Today we celebrate the beginning for our country — the moment we adopted our Declaration of Independence and set out on the bumpy road to our own brand of freedom.

We’ll be swimming, grilling, holding parades, watching fireworks and enjoying ourselves this summer day — and bask in the security of knowing we are free to do so. It is vital we remember, too, that from its founding this country has protected the rights of those who show their love of country by hoping to make it better.

In fact, perhaps today is an opportunity to read that Declaration of Independence. It is full of sentiments many of even the most patriotic have forgotten our founders held dear.

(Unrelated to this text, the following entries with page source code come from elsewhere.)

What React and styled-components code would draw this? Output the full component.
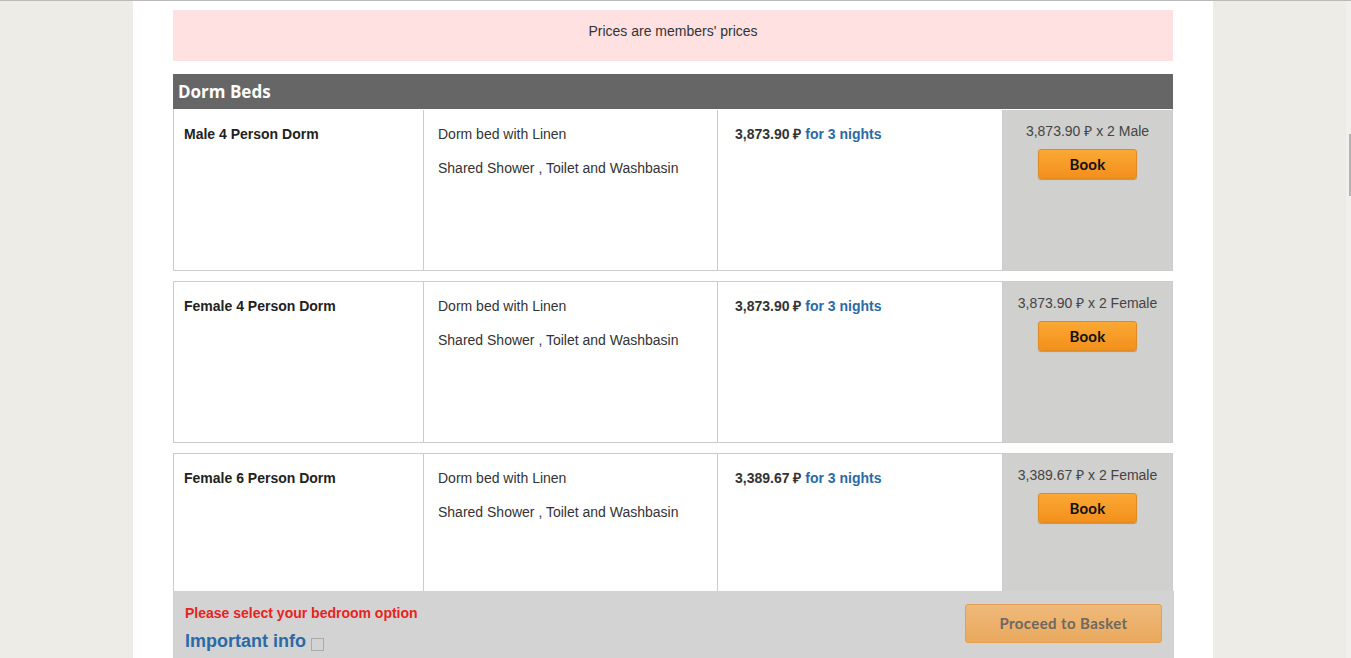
import styled, { createGlobalStyle } from "styled-components";

const GlobalStyle = createGlobalStyle`
  html, body {
    margin: 0;
    padding: 0;
    height: 100%;
    overflow: hidden;
  }
  body {
    background: #edece7;
    border-top: 1px solid #b9b9b9;
    box-sizing: border-box;
    font-family: "Liberation Sans", Arial, sans-serif;
    font-size: 14px;
    color: #333;
  }
`;

const Page = styled.div`
  display: flex;
  height: calc(100vh - 1px);
`;

const Main = styled.div`
  flex: 1;
  display: flex;
  justify-content: center;
`;

const ScrollTrack = styled.div`
  width: 5px;
  background: #f1f0ec;
  display: flex;
  flex-direction: column;
  align-items: flex-end;
  padding-top: 133px;
`;

const ScrollThumb = styled.div`
  width: 2px;
  height: 62px;
  background: #b4b4b4;
`;

const Sheet = styled.div`
  position: relative;
  width: 1080px;
  background: #fff;
  padding: 9px 40px 0;
  box-sizing: border-box;
  overflow: hidden;
`;

const Notice = styled.div`
  height: 51px;
  background: #ffe1e1;
  text-align: center;
  padding-top: 13px;
  box-sizing: border-box;
  line-height: 16px;
  color: #333;
  margin-bottom: 13px;
`;

const SectionHeader = styled.div`
  height: 35px;
  background: #666;
  color: #fff;
  font-family: "Open Sans", "Liberation Sans", sans-serif;
  font-weight: 700;
  font-size: 17px;
  display: flex;
  align-items: center;
  padding-left: 5px;
`;

const Room = styled.div`
  display: grid;
  grid-template-columns: 250px 294px 285px 1fr;
  border: 1px solid #ccc;
  box-sizing: border-box;
  margin-bottom: 10px;
  height: 162px;
  border-top: ${(p) => (p.first ? "none" : "1px solid #ccc")};
  padding-top: ${(p) => (p.first ? "1px" : "0")};
`;

const Cell = styled.div`
  padding: ${(p) => p.pad || "14px 10px"};
  border-right: 1px solid #ccc;
  line-height: 20px;
`;

const RoomName = styled.div`
  font-weight: 700;
  color: #222;
`;

const Feature = styled.div`
  margin-bottom: 14px;
  color: #333;
`;

const Price = styled.span`
  font-weight: 700;
  color: #333;
`;

const Nights = styled.span`
  font-weight: 700;
  color: #2b6aa6;
`;

const BookCell = styled.div`
  background: #d0d0ce;
  text-align: center;
  padding-top: 11px;
  line-height: 20px;
  color: #444;
`;

const BookButton = styled.button`
  display: block;
  margin: 8px auto 0;
  width: 99px;
  height: 30px;
  border: 1px solid #e08a22;
  border-radius: 3px;
  background: linear-gradient(#fba834, #f3901c);
  box-shadow: 0 1px 1px rgba(0, 0, 0, 0.25);
  font-family: "Lato", "DejaVu Sans", sans-serif;
  font-weight: 700;
  font-size: 15px;
  color: #111;
  letter-spacing: 0.3px;
`;

const Footer = styled.div`
  position: absolute;
  left: 40px;
  right: 39px;
  bottom: 0;
  height: 67px;
  background: #d3d3d3;
  display: flex;
  justify-content: space-between;
  padding: 13px 12px 0 12px;
  box-sizing: border-box;
`;

const FooterLeft = styled.div`
  display: flex;
  flex-direction: column;
`;

const Warning = styled.div`
  color: #e8231d;
  font-weight: 700;
  line-height: 18px;
`;

const InfoLink = styled.div`
  display: flex;
  align-items: center;
  gap: 5px;
  margin-top: 9px;
  color: #2b6aa6;
  font-weight: 700;
  font-size: 18px;
`;

const InfoBox = styled.span`
  width: 11px;
  height: 11px;
  border: 1px solid #aaa;
  margin-top: 5px;
`;

const ProceedButton = styled.button`
  width: 197px;
  height: 39px;
  border: 1px solid #e2a053;
  border-radius: 3px;
  background: linear-gradient(#efb97a, #e9a95e);
  font-family: "Lato", "DejaVu Sans", sans-serif;
  font-weight: 700;
  font-size: 15px;
  color: #6c6862;
  letter-spacing: 0.4px;
  padding-bottom: 2px;
`;

const rooms = [
  { name: "Male 4 Person Dorm", price: "3,873.90", who: "Male" },
  { name: "Female 4 Person Dorm", price: "3,873.90", who: "Female" },
  { name: "Female 6 Person Dorm", price: "3,389.67", who: "Female" },
];

export default function App() {
  return (
    <>
      <GlobalStyle />
      <Page>
        <Main>
          <Sheet>
            <Notice>Prices are members' prices</Notice>
            <SectionHeader>Dorm Beds</SectionHeader>
            {rooms.map((r, i) => (
              <Room key={r.name} first={i === 0}>
                <Cell pad="14px 10px">
                  <RoomName>{r.name}</RoomName>
                </Cell>
                <Cell pad="14px 14px">
                  <Feature>Dorm bed with Linen</Feature>
                  <Feature>Shared Shower , Toilet and Washbasin</Feature>
                </Cell>
                <Cell pad="14px 17px">
                  <Price>{r.price} ₽</Price> <Nights>for 3 nights</Nights>
                </Cell>
                <BookCell>
                  {r.price} ₽ x 2 {r.who}
                  <BookButton>Book</BookButton>
                </BookCell>
              </Room>
            ))}
            <Footer>
              <FooterLeft>
                <Warning>Please select your bedroom option</Warning>
                <InfoLink>
                  Important info
                  <InfoBox />
                </InfoLink>
              </FooterLeft>
              <ProceedButton>Proceed to Basket</ProceedButton>
            </Footer>
          </Sheet>
        </Main>
        <ScrollTrack>
          <ScrollThumb />
        </ScrollTrack>
      </Page>
    </>
  );
}
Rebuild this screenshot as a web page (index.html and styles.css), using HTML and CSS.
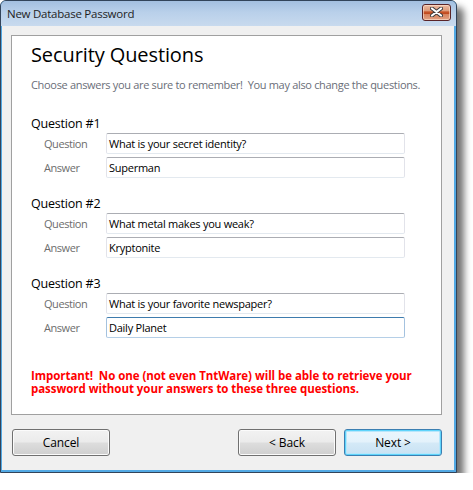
FILE: index.html
```html
<!DOCTYPE html>
<html>
<head>
<meta charset="utf-8">
<title>New Database Password</title>
<link rel="stylesheet" href="styles.css">
</head>
<body>
<div class="window">
  <div class="titlebar">
    <span class="title">New Database Password</span>
    <span class="close">
      <svg width="13" height="10" viewBox="0 0 13 10">
        <path d="M2 1.5 L11 8.5 M11 1.5 L2 8.5" stroke="#3b3b3b" stroke-width="4" stroke-linecap="round" fill="none"/>
        <path d="M2 1.5 L11 8.5 M11 1.5 L2 8.5" stroke="#ffffff" stroke-width="2.2" stroke-linecap="round" fill="none"/>
      </svg>
    </span>
  </div>
  <div class="client">
    <div class="panel">
      <h1 class="heading">Security Questions</h1>
      <p class="sub">Choose answers you are sure to remember!&nbsp; You may also change the questions.</p>

      <div class="qblock">
        <div class="qtitle">Question #1</div>
        <div class="row"><span class="label">Question</span><div class="field">What is your secret identity?</div></div>
        <div class="row"><span class="label">Answer</span><div class="field">Superman</div></div>
      </div>

      <div class="qblock">
        <div class="qtitle">Question #2</div>
        <div class="row"><span class="label">Question</span><div class="field">What metal makes you weak?</div></div>
        <div class="row"><span class="label">Answer</span><div class="field">Kryptonite</div></div>
      </div>

      <div class="qblock">
        <div class="qtitle">Question #3</div>
        <div class="row"><span class="label">Question</span><div class="field">What is your favorite newspaper?</div></div>
        <div class="row"><span class="label">Answer</span><div class="field focused">Daily Planet</div></div>
      </div>

      <p class="important"><span class="line">Important!&nbsp; No one (not even TntWare) will be able to retrieve your</span><span class="line">password without your answers to these three questions.</span></p>
    </div>
    <div class="buttons">
      <span class="btn">Cancel</span>
      <span class="spacer"></span>
      <span class="btn">&lt; Back</span>
      <span class="btn default">Next &gt;</span>
    </div>
  </div>
</div>
</body>
</html>
```

FILE: styles.css
```css
html, body {
  margin: 0;
  padding: 0;
  background: #ffffff;
}

body {
  font-family: "Open Sans", "Noto Sans", sans-serif;
  font-size: 12px;
  color: #000;
}

.window {
  width: 455px;
  height: 471px;
  border: 1px solid #32445a;
  border-radius: 6px 6px 0 0;
  background: #52a9e4;
  box-shadow: 7px 7px 7px rgba(0, 0, 0, 0.55);
  display: flex;
  flex-direction: column;
}

.titlebar {
  height: 25px;
  flex: none;
  display: flex;
  align-items: center;
  justify-content: space-between;
  padding: 0 5px 0 6px;
  border-radius: 5px 5px 0 0;
  background: linear-gradient(#a3bfe0, #b9d0ea 45%, #c8daee);
}

.title {
  font-size: 11.5px;
  letter-spacing: -0.25px;
  color: #1e1e1e;
  margin-top: -1px;
}

.close {
  width: 27px;
  height: 15px;
  border: 1px solid #5a2428;
  border-radius: 3px;
  display: flex;
  align-items: center;
  justify-content: center;
  margin-top: -3px;
  background: linear-gradient(#edbba2 0%, #dc9a78 40%, #c8572c 45%, #c04a1e 58%, #d6835e 62%, #e2a283 100%);
  box-shadow: inset 0 0 0 1px rgba(255, 230, 210, 0.6);
}

.close svg {
  display: block;
}

.client {
  flex: 1;
  margin: 0 2px 2px 1px;
  background: #f0f0f0;
  padding: 9px 12px 0 9px;
  display: flex;
  flex-direction: column;
}

.panel {
  height: 374px;
  border: 1px solid #a0a0a0;
  background: #ffffff;
  padding: 4px 0 0 19px;
}

.heading {
  margin: 0;
  font-size: 20px;
  line-height: 30px;
  font-weight: normal;
  letter-spacing: -0.1px;
}

.sub {
  margin: 7px 0 0 0;
  font-size: 11px;
  line-height: 16px;
  color: #6a6e78;
  letter-spacing: -0.32px;
  white-space: nowrap;
}

.qblock {
  margin-top: 22px;
  display: flex;
  flex-direction: column;
  gap: 3px;
}

.qblock + .qblock {
  margin-top: 17px;
}

.qtitle {
  font-size: 12.5px;
  line-height: 18px;
  letter-spacing: -0.2px;
  margin-bottom: -3px;
}

.row {
  display: flex;
  align-items: center;
  padding-left: 13px;
}

.label {
  width: 62px;
  font-size: 11px;
  color: #6d6d6d;
  letter-spacing: -0.45px;
}

.field {
  width: 295px;
  height: 19px;
  border: 1px solid #e2e3ea;
  border-top-color: #abadb3;
  border-bottom-color: #e3e9ef;
  border-radius: 2px;
  padding: 0 0 0 2px;
  font-size: 11px;
  line-height: 19px;
  letter-spacing: -0.25px;
  white-space: nowrap;
}

.field.focused {
  border-color: #b5cfe7;
  border-top-color: #3d7bad;
  border-left-color: #a4c2df;
  border-right-color: #a4c2df;
}

.important {
  margin: 31px 0 0 0;
  font-size: 11.5px;
  line-height: 14px;
  font-weight: bold;
  color: #ff0000;
  letter-spacing: -0.05px;
  white-space: nowrap;
  display: flex;
  flex-direction: column;
  gap: 0;
}

.line {
  display: block;
  line-height: 13px;
  height: 13px;
  overflow: visible;
}

.buttons {
  margin-top: 14px;
  display: flex;
  gap: 8px;
  padding-left: 1px;
}

.spacer {
  flex: 1;
}

.btn {
  width: 96px;
  height: 25px;
  border: 1px solid #707070;
  border-radius: 3px;
  display: flex;
  align-items: center;
  justify-content: center;
  font-size: 12px;
  letter-spacing: -0.1px;
  color: #000;
  background: linear-gradient(#f2f2f2 0%, #ebebeb 48%, #dddddd 52%, #cfcfcf 100%);
  box-shadow: inset 0 0 0 1px #fbfbfb;
}

.btn.default {
  border-color: #3c7fb1;
  background: linear-gradient(#eaf6fd 0%, #e4f2fb 48%, #d4e9f7 52%, #c8e2f3 100%);
  box-shadow: inset 0 0 0 1px #5fd4fb, inset 0 0 0 2px #b7e6fb;
}
```
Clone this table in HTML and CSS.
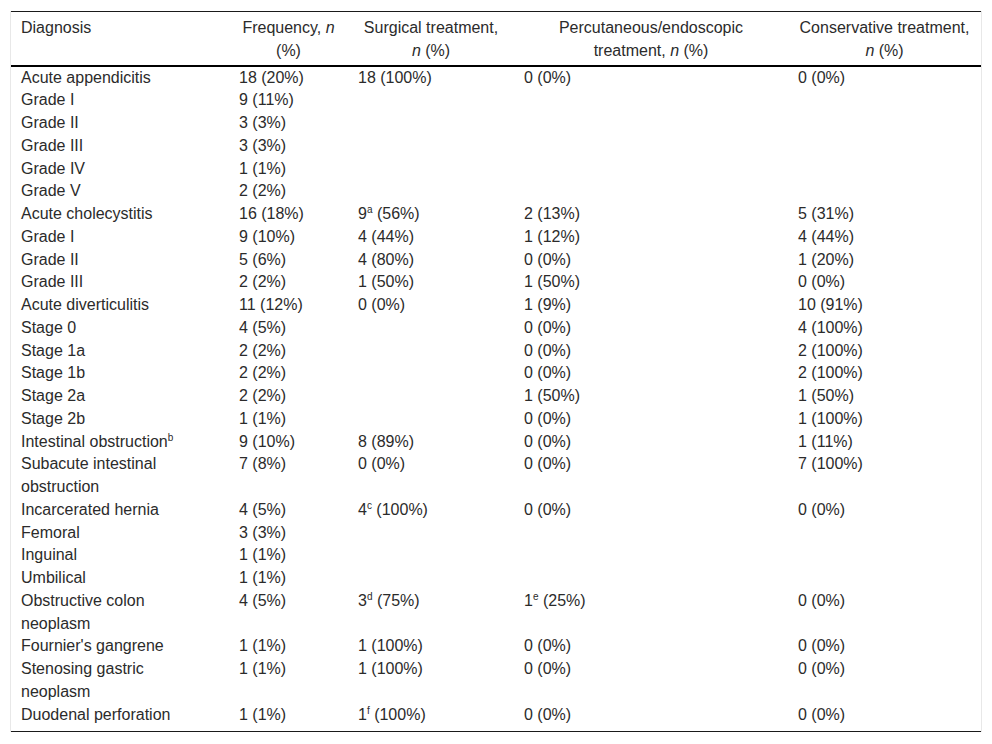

For example, among the founders’ criticisms of King George III was “He has endeavoured to prevent the population of these States; for that purpose obstructing the Laws for Naturalization of Foreigners; refusing to pass others to encourage their migrations hither, and raising the conditions of new Appropriations of Lands.”

They weren’t thrilled with the bureaucracy, either, complaining that the king “has erected a multitude of New Offices, and sent hither swarms of Officers to harass our people …”

What would they think of us today? Would we be proud to show them what we have done with the country they founded? On the other hand, would we be proud of how much of what is happening today would be familiar to those with the socio-cultural standards of the late 18th Century?

Would they recognize us as a people who “hold these truths to be self-evident, that all men are created equal, that they are endowed by their Creator with certain unalienable Rights, that among these are Life, Liberty and the pursuit of Happiness?”

Celebrate today, ladies and gentlemen. Celebrate this wonderful, complicated mosaic of a country, for which those founders took an unprecedented risk; and in which there was division and squabble even at the beginning we honor today.

Celebrate that we are free — and that we can, as did those men 246 years ago, aim higher.

Happy Independence Day, everyone!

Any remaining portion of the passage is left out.